Repeat every line of the listing below exactly, minus the pictures.

**DATA SHOWN**
»»

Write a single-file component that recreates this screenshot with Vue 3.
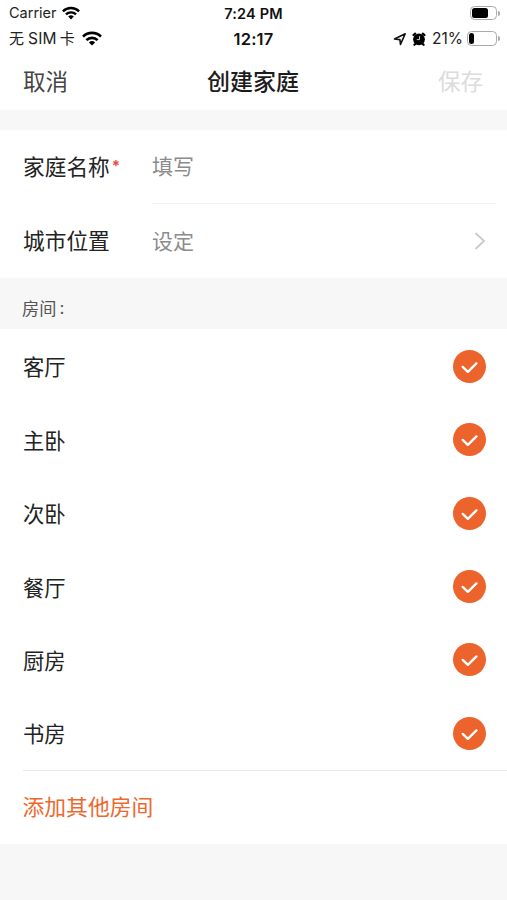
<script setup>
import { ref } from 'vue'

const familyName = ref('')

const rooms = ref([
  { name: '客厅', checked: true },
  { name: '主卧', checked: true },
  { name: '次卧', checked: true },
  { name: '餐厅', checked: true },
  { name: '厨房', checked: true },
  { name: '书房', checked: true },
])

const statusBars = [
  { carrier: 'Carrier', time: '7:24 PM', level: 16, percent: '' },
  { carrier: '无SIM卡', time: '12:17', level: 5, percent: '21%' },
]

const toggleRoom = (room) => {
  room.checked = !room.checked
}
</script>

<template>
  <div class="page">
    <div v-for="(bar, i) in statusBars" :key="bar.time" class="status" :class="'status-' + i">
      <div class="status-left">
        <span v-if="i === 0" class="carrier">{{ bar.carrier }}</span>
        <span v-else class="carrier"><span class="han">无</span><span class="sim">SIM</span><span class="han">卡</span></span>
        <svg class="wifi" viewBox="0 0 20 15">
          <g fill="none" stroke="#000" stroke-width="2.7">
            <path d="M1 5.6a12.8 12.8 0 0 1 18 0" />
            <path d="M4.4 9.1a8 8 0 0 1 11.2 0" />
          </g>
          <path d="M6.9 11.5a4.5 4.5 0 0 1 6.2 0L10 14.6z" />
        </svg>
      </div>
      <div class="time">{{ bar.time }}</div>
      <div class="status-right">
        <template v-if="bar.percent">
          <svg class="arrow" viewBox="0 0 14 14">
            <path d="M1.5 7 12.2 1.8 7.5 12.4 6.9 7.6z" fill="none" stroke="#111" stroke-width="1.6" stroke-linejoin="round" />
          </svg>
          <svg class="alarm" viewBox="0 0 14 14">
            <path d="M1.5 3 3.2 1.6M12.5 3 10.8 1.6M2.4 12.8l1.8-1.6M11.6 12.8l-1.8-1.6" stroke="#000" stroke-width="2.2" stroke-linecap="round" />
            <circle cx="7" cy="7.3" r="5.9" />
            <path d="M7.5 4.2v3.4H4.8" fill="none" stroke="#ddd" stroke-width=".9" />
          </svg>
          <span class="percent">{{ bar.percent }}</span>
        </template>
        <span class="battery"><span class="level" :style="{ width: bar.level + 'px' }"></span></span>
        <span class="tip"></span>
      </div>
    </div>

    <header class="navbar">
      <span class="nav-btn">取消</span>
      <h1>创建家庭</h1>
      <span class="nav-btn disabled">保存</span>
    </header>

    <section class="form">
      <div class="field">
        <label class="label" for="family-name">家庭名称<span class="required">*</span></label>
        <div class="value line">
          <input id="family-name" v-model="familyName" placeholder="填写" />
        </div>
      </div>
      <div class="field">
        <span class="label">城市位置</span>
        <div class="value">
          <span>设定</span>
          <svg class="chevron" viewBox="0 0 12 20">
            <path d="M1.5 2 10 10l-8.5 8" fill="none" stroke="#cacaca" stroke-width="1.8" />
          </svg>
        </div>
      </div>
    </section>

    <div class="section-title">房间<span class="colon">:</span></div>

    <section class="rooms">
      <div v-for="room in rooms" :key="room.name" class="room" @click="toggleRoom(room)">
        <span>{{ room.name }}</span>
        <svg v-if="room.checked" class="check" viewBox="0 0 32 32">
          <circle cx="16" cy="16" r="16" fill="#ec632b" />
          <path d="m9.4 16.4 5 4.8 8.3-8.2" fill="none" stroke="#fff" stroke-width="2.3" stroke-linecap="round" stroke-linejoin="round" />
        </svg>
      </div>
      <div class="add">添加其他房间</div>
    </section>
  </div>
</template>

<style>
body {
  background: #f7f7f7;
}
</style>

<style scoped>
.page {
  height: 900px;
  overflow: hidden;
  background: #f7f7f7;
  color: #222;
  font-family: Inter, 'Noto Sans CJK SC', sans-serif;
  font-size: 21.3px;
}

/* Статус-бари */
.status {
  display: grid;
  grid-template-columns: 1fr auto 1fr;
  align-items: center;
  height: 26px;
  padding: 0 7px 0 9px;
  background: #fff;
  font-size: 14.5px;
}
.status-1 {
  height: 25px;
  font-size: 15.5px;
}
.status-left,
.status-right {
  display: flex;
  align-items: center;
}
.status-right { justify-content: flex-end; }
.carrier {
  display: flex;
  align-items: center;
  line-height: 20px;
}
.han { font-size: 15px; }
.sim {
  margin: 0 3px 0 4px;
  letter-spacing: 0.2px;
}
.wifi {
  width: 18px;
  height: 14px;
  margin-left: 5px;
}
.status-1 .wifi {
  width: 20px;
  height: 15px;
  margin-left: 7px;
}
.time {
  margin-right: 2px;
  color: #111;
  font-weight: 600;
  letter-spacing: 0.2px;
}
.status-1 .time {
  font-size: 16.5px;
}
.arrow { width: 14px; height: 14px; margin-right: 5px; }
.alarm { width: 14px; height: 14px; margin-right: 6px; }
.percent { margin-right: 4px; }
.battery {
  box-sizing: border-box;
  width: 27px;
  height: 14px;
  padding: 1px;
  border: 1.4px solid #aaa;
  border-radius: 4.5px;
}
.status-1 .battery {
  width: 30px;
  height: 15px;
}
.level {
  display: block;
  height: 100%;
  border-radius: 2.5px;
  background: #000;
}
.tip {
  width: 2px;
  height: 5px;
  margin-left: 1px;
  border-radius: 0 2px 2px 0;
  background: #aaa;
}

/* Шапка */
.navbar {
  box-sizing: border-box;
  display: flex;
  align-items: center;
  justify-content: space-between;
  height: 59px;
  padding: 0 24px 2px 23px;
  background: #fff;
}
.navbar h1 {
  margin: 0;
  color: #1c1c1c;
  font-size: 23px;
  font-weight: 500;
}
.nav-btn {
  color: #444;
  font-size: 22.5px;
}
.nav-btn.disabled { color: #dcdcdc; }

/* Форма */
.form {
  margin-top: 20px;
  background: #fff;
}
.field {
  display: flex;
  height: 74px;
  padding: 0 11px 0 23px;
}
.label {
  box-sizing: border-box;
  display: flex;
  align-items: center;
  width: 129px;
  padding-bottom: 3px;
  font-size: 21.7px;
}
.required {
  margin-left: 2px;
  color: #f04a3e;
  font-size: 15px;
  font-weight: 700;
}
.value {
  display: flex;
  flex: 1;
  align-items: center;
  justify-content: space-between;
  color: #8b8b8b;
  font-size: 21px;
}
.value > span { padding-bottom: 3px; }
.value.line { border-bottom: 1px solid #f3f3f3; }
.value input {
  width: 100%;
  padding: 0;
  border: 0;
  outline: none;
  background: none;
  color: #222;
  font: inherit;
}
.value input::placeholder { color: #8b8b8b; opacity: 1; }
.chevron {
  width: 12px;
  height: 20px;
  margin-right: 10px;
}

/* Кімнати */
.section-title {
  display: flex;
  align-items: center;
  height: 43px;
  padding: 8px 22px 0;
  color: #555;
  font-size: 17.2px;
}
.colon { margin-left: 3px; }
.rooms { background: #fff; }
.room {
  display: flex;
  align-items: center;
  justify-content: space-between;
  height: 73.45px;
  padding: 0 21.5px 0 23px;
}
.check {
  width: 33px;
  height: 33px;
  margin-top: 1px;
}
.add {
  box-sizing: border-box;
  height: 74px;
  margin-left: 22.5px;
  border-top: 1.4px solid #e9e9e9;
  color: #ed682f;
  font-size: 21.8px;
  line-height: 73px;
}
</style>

««

**PROBLEM SOLUTION**
Write a single-file component that recreates this screenshot with Vue 3.
<script setup>
import { ref } from 'vue'

const familyName = ref('')

const rooms = ref([
  { name: '客厅', checked: true },
  { name: '主卧', checked: true },
  { name: '次卧', checked: true },
  { name: '餐厅', checked: true },
  { name: '厨房', checked: true },
  { name: '书房', checked: true },
])

const statusBars = [
  { carrier: 'Carrier', time: '7:24 PM', level: 16, percent: '' },
  { carrier: '无SIM卡', time: '12:17', level: 5, percent: '21%' },
]

const toggleRoom = (room) => {
  room.checked = !room.checked
}
</script>

<template>
  <div class="page">
    <div v-for="(bar, i) in statusBars" :key="bar.time" class="status" :class="'status-' + i">
      <div class="status-left">
        <span v-if="i === 0" class="carrier">{{ bar.carrier }}</span>
        <span v-else class="carrier"><span class="han">无</span><span class="sim">SIM</span><span class="han">卡</span></span>
        <svg class="wifi" viewBox="0 0 20 15">
          <g fill="none" stroke="#000" stroke-width="2.7">
            <path d="M1 5.6a12.8 12.8 0 0 1 18 0" />
            <path d="M4.4 9.1a8 8 0 0 1 11.2 0" />
          </g>
          <path d="M6.9 11.5a4.5 4.5 0 0 1 6.2 0L10 14.6z" />
        </svg>
      </div>
      <div class="time">{{ bar.time }}</div>
      <div class="status-right">
        <template v-if="bar.percent">
          <svg class="arrow" viewBox="0 0 14 14">
            <path d="M1.5 7 12.2 1.8 7.5 12.4 6.9 7.6z" fill="none" stroke="#111" stroke-width="1.6" stroke-linejoin="round" />
          </svg>
          <svg class="alarm" viewBox="0 0 14 14">
            <path d="M1.5 3 3.2 1.6M12.5 3 10.8 1.6M2.4 12.8l1.8-1.6M11.6 12.8l-1.8-1.6" stroke="#000" stroke-width="2.2" stroke-linecap="round" />
            <circle cx="7" cy="7.3" r="5.9" />
            <path d="M7.5 4.2v3.4H4.8" fill="none" stroke="#ddd" stroke-width=".9" />
          </svg>
          <span class="percent">{{ bar.percent }}</span>
        </template>
        <span class="battery"><span class="level" :style="{ width: bar.level + 'px' }"></span></span>
        <span class="tip"></span>
      </div>
    </div>

    <header class="navbar">
      <span class="nav-btn">取消</span>
      <h1>创建家庭</h1>
      <span class="nav-btn disabled">保存</span>
    </header>

    <section class="form">
      <div class="field">
        <label class="label" for="family-name">家庭名称<span class="required">*</span></label>
        <div class="value line">
          <input id="family-name" v-model="familyName" placeholder="填写" />
        </div>
      </div>
      <div class="field">
        <span class="label">城市位置</span>
        <div class="value">
          <span>设定</span>
          <svg class="chevron" viewBox="0 0 12 20">
            <path d="M1.5 2 10 10l-8.5 8" fill="none" stroke="#cacaca" stroke-width="1.8" />
          </svg>
        </div>
      </div>
    </section>

    <div class="section-title">房间<span class="colon">:</span></div>

    <section class="rooms">
      <div v-for="room in rooms" :key="room.name" class="room" @click="toggleRoom(room)">
        <span>{{ room.name }}</span>
        <svg v-if="room.checked" class="check" viewBox="0 0 32 32">
          <circle cx="16" cy="16" r="16" fill="#ec632b" />
          <path d="m9.4 16.4 5 4.8 8.3-8.2" fill="none" stroke="#fff" stroke-width="2.3" stroke-linecap="round" stroke-linejoin="round" />
        </svg>
      </div>
      <div class="add">添加其他房间</div>
    </section>
  </div>
</template>

<style>
body {
  background: #f7f7f7;
}
</style>

<style scoped>
.page {
  height: 900px;
  overflow: hidden;
  background: #f7f7f7;
  color: #222;
  font-family: Inter, 'Noto Sans CJK SC', sans-serif;
  font-size: 21.3px;
}

/* Статус-бари */
.status {
  display: grid;
  grid-template-columns: 1fr auto 1fr;
  align-items: center;
  height: 26px;
  padding: 0 7px 0 9px;
  background: #fff;
  font-size: 14.5px;
}
.status-1 {
  height: 25px;
  font-size: 15.5px;
}
.status-left,
.status-right {
  display: flex;
  align-items: center;
}
.status-right { justify-content: flex-end; }
.carrier {
  display: flex;
  align-items: center;
  line-height: 20px;
}
.han { font-size: 15px; }
.sim {
  margin: 0 3px 0 4px;
  letter-spacing: 0.2px;
}
.wifi {
  width: 18px;
  height: 14px;
  margin-left: 5px;
}
.status-1 .wifi {
  width: 20px;
  height: 15px;
  margin-left: 7px;
}
.time {
  margin-right: 2px;
  color: #111;
  font-weight: 600;
  letter-spacing: 0.2px;
}
.status-1 .time {
  font-size: 16.5px;
}
.arrow { width: 14px; height: 14px; margin-right: 5px; }
.alarm { width: 14px; height: 14px; margin-right: 6px; }
.percent { margin-right: 4px; }
.battery {
  box-sizing: border-box;
  width: 27px;
  height: 14px;
  padding: 1px;
  border: 1.4px solid #aaa;
  border-radius: 4.5px;
}
.status-1 .battery {
  width: 30px;
  height: 15px;
}
.level {
  display: block;
  height: 100%;
  border-radius: 2.5px;
  background: #000;
}
.tip {
  width: 2px;
  height: 5px;
  margin-left: 1px;
  border-radius: 0 2px 2px 0;
  background: #aaa;
}

/* Шапка */
.navbar {
  box-sizing: border-box;
  display: flex;
  align-items: center;
  justify-content: space-between;
  height: 59px;
  padding: 0 24px 2px 23px;
  background: #fff;
}
.navbar h1 {
  margin: 0;
  color: #1c1c1c;
  font-size: 23px;
  font-weight: 500;
}
.nav-btn {
  color: #444;
  font-size: 22.5px;
}
.nav-btn.disabled { color: #dcdcdc; }

/* Форма */
.form {
  margin-top: 20px;
  background: #fff;
}
.field {
  display: flex;
  height: 74px;
  padding: 0 11px 0 23px;
}
.label {
  box-sizing: border-box;
  display: flex;
  align-items: center;
  width: 129px;
  padding-bottom: 3px;
  font-size: 21.7px;
}
.required {
  margin-left: 2px;
  color: #f04a3e;
  font-size: 15px;
  font-weight: 700;
}
.value {
  display: flex;
  flex: 1;
  align-items: center;
  justify-content: space-between;
  color: #8b8b8b;
  font-size: 21px;
}
.value > span { padding-bottom: 3px; }
.value.line { border-bottom: 1px solid #f3f3f3; }
.value input {
  width: 100%;
  padding: 0;
  border: 0;
  outline: none;
  background: none;
  color: #222;
  font: inherit;
}
.value input::placeholder { color: #8b8b8b; opacity: 1; }
.chevron {
  width: 12px;
  height: 20px;
  margin-right: 10px;
}

/* Кімнати */
.section-title {
  display: flex;
  align-items: center;
  height: 43px;
  padding: 8px 22px 0;
  color: #555;
  font-size: 17.2px;
}
.colon { margin-left: 3px; }
.rooms { background: #fff; }
.room {
  display: flex;
  align-items: center;
  justify-content: space-between;
  height: 73.45px;
  padding: 0 21.5px 0 23px;
}
.check {
  width: 33px;
  height: 33px;
  margin-top: 1px;
}
.add {
  box-sizing: border-box;
  height: 74px;
  margin-left: 22.5px;
  border-top: 1.4px solid #e9e9e9;
  color: #ed682f;
  font-size: 21.8px;
  line-height: 73px;
}
</style>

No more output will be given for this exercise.